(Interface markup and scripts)
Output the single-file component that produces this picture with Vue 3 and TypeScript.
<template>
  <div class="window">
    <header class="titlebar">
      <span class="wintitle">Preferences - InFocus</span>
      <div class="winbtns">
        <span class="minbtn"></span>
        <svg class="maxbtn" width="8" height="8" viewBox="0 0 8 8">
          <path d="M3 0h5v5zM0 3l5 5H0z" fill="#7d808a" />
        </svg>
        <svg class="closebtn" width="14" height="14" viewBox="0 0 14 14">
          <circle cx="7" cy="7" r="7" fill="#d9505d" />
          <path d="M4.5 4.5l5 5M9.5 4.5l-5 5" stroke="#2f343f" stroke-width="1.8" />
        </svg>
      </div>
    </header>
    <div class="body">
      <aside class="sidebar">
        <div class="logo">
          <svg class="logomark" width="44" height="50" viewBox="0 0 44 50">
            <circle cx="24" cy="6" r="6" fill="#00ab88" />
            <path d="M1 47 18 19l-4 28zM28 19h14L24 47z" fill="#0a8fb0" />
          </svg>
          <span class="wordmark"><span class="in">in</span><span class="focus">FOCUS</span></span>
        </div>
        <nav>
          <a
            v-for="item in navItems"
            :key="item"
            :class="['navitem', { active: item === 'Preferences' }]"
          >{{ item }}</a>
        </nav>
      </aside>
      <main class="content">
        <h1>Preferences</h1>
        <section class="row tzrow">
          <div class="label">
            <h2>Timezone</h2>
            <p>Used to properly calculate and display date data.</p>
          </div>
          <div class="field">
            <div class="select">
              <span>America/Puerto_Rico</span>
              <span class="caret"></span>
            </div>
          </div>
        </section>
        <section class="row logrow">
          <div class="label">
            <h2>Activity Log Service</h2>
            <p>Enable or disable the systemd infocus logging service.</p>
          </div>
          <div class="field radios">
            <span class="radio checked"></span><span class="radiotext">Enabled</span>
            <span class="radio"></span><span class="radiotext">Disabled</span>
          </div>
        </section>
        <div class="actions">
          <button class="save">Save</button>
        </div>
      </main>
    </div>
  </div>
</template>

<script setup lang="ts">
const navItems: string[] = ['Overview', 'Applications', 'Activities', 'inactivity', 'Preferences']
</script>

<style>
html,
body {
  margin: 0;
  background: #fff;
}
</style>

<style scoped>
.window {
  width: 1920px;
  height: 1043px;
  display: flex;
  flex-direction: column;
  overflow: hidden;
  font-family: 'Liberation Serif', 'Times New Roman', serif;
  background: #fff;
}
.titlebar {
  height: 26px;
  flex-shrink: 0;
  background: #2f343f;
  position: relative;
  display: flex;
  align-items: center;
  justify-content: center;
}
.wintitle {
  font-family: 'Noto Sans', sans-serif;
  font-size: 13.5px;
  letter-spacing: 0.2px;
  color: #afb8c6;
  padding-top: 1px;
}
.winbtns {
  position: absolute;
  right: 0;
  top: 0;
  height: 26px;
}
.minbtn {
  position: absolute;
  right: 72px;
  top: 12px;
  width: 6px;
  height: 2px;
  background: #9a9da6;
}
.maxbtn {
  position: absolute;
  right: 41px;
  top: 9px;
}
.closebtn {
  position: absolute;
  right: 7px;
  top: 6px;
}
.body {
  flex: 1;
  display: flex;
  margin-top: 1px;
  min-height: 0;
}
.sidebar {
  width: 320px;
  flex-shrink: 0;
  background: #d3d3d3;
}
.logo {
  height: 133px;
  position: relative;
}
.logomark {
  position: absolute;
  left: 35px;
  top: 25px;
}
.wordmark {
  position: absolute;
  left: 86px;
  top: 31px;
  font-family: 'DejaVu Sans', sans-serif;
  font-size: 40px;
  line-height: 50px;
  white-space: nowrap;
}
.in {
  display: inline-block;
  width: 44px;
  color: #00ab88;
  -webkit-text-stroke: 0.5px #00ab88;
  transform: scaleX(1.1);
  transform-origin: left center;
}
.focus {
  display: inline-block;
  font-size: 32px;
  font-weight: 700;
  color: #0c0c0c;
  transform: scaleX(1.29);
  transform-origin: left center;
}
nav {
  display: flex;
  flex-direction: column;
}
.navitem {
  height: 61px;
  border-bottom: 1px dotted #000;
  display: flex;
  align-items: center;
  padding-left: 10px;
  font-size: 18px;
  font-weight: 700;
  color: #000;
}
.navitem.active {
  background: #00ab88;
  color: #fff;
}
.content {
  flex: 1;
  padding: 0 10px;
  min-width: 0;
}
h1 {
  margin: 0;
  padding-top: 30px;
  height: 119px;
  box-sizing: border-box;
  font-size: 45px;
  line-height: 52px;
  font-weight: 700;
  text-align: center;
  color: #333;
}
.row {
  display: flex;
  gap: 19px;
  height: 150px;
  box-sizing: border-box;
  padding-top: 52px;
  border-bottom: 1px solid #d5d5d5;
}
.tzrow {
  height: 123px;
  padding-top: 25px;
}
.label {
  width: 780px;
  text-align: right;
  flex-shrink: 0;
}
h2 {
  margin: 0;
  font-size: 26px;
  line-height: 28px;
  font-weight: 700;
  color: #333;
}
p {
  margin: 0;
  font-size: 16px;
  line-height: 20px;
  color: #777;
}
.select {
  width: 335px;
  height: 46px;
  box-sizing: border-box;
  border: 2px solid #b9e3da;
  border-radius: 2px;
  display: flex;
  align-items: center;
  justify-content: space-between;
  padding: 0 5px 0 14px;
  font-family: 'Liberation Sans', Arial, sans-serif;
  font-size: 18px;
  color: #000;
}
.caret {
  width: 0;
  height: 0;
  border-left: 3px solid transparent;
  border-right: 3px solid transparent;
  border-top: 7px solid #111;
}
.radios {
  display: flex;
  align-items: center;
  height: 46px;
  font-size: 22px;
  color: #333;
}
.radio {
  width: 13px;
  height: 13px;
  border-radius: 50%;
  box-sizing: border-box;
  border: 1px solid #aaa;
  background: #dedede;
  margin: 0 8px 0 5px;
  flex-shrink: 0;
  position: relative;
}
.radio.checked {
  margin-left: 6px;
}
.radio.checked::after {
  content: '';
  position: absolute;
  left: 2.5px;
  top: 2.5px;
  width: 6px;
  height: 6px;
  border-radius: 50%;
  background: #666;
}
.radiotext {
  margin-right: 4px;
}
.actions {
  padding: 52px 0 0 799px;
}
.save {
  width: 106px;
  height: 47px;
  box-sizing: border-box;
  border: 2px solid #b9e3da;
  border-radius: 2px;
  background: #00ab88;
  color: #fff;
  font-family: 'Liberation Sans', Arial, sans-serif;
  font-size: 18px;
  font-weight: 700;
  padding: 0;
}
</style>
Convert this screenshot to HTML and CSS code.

WORK INSTRUCTIONS ::
Transcribe the records above exactly as they appear.

WRITTEN SOLUTION ::
Output the single-file component that produces this picture with Vue 3 and TypeScript.
<template>
  <div class="window">
    <header class="titlebar">
      <span class="wintitle">Preferences - InFocus</span>
      <div class="winbtns">
        <span class="minbtn"></span>
        <svg class="maxbtn" width="8" height="8" viewBox="0 0 8 8">
          <path d="M3 0h5v5zM0 3l5 5H0z" fill="#7d808a" />
        </svg>
        <svg class="closebtn" width="14" height="14" viewBox="0 0 14 14">
          <circle cx="7" cy="7" r="7" fill="#d9505d" />
          <path d="M4.5 4.5l5 5M9.5 4.5l-5 5" stroke="#2f343f" stroke-width="1.8" />
        </svg>
      </div>
    </header>
    <div class="body">
      <aside class="sidebar">
        <div class="logo">
          <svg class="logomark" width="44" height="50" viewBox="0 0 44 50">
            <circle cx="24" cy="6" r="6" fill="#00ab88" />
            <path d="M1 47 18 19l-4 28zM28 19h14L24 47z" fill="#0a8fb0" />
          </svg>
          <span class="wordmark"><span class="in">in</span><span class="focus">FOCUS</span></span>
        </div>
        <nav>
          <a
            v-for="item in navItems"
            :key="item"
            :class="['navitem', { active: item === 'Preferences' }]"
          >{{ item }}</a>
        </nav>
      </aside>
      <main class="content">
        <h1>Preferences</h1>
        <section class="row tzrow">
          <div class="label">
            <h2>Timezone</h2>
            <p>Used to properly calculate and display date data.</p>
          </div>
          <div class="field">
            <div class="select">
              <span>America/Puerto_Rico</span>
              <span class="caret"></span>
            </div>
          </div>
        </section>
        <section class="row logrow">
          <div class="label">
            <h2>Activity Log Service</h2>
            <p>Enable or disable the systemd infocus logging service.</p>
          </div>
          <div class="field radios">
            <span class="radio checked"></span><span class="radiotext">Enabled</span>
            <span class="radio"></span><span class="radiotext">Disabled</span>
          </div>
        </section>
        <div class="actions">
          <button class="save">Save</button>
        </div>
      </main>
    </div>
  </div>
</template>

<script setup lang="ts">
const navItems: string[] = ['Overview', 'Applications', 'Activities', 'inactivity', 'Preferences']
</script>

<style>
html,
body {
  margin: 0;
  background: #fff;
}
</style>

<style scoped>
.window {
  width: 1920px;
  height: 1043px;
  display: flex;
  flex-direction: column;
  overflow: hidden;
  font-family: 'Liberation Serif', 'Times New Roman', serif;
  background: #fff;
}
.titlebar {
  height: 26px;
  flex-shrink: 0;
  background: #2f343f;
  position: relative;
  display: flex;
  align-items: center;
  justify-content: center;
}
.wintitle {
  font-family: 'Noto Sans', sans-serif;
  font-size: 13.5px;
  letter-spacing: 0.2px;
  color: #afb8c6;
  padding-top: 1px;
}
.winbtns {
  position: absolute;
  right: 0;
  top: 0;
  height: 26px;
}
.minbtn {
  position: absolute;
  right: 72px;
  top: 12px;
  width: 6px;
  height: 2px;
  background: #9a9da6;
}
.maxbtn {
  position: absolute;
  right: 41px;
  top: 9px;
}
.closebtn {
  position: absolute;
  right: 7px;
  top: 6px;
}
.body {
  flex: 1;
  display: flex;
  margin-top: 1px;
  min-height: 0;
}
.sidebar {
  width: 320px;
  flex-shrink: 0;
  background: #d3d3d3;
}
.logo {
  height: 133px;
  position: relative;
}
.logomark {
  position: absolute;
  left: 35px;
  top: 25px;
}
.wordmark {
  position: absolute;
  left: 86px;
  top: 31px;
  font-family: 'DejaVu Sans', sans-serif;
  font-size: 40px;
  line-height: 50px;
  white-space: nowrap;
}
.in {
  display: inline-block;
  width: 44px;
  color: #00ab88;
  -webkit-text-stroke: 0.5px #00ab88;
  transform: scaleX(1.1);
  transform-origin: left center;
}
.focus {
  display: inline-block;
  font-size: 32px;
  font-weight: 700;
  color: #0c0c0c;
  transform: scaleX(1.29);
  transform-origin: left center;
}
nav {
  display: flex;
  flex-direction: column;
}
.navitem {
  height: 61px;
  border-bottom: 1px dotted #000;
  display: flex;
  align-items: center;
  padding-left: 10px;
  font-size: 18px;
  font-weight: 700;
  color: #000;
}
.navitem.active {
  background: #00ab88;
  color: #fff;
}
.content {
  flex: 1;
  padding: 0 10px;
  min-width: 0;
}
h1 {
  margin: 0;
  padding-top: 30px;
  height: 119px;
  box-sizing: border-box;
  font-size: 45px;
  line-height: 52px;
  font-weight: 700;
  text-align: center;
  color: #333;
}
.row {
  display: flex;
  gap: 19px;
  height: 150px;
  box-sizing: border-box;
  padding-top: 52px;
  border-bottom: 1px solid #d5d5d5;
}
.tzrow {
  height: 123px;
  padding-top: 25px;
}
.label {
  width: 780px;
  text-align: right;
  flex-shrink: 0;
}
h2 {
  margin: 0;
  font-size: 26px;
  line-height: 28px;
  font-weight: 700;
  color: #333;
}
p {
  margin: 0;
  font-size: 16px;
  line-height: 20px;
  color: #777;
}
.select {
  width: 335px;
  height: 46px;
  box-sizing: border-box;
  border: 2px solid #b9e3da;
  border-radius: 2px;
  display: flex;
  align-items: center;
  justify-content: space-between;
  padding: 0 5px 0 14px;
  font-family: 'Liberation Sans', Arial, sans-serif;
  font-size: 18px;
  color: #000;
}
.caret {
  width: 0;
  height: 0;
  border-left: 3px solid transparent;
  border-right: 3px solid transparent;
  border-top: 7px solid #111;
}
.radios {
  display: flex;
  align-items: center;
  height: 46px;
  font-size: 22px;
  color: #333;
}
.radio {
  width: 13px;
  height: 13px;
  border-radius: 50%;
  box-sizing: border-box;
  border: 1px solid #aaa;
  background: #dedede;
  margin: 0 8px 0 5px;
  flex-shrink: 0;
  position: relative;
}
.radio.checked {
  margin-left: 6px;
}
.radio.checked::after {
  content: '';
  position: absolute;
  left: 2.5px;
  top: 2.5px;
  width: 6px;
  height: 6px;
  border-radius: 50%;
  background: #666;
}
.radiotext {
  margin-right: 4px;
}
.actions {
  padding: 52px 0 0 799px;
}
.save {
  width: 106px;
  height: 47px;
  box-sizing: border-box;
  border: 2px solid #b9e3da;
  border-radius: 2px;
  background: #00ab88;
  color: #fff;
  font-family: 'Liberation Sans', Arial, sans-serif;
  font-size: 18px;
  font-weight: 700;
  padding: 0;
}
</style>
Convert this screenshot to HTML and CSS code.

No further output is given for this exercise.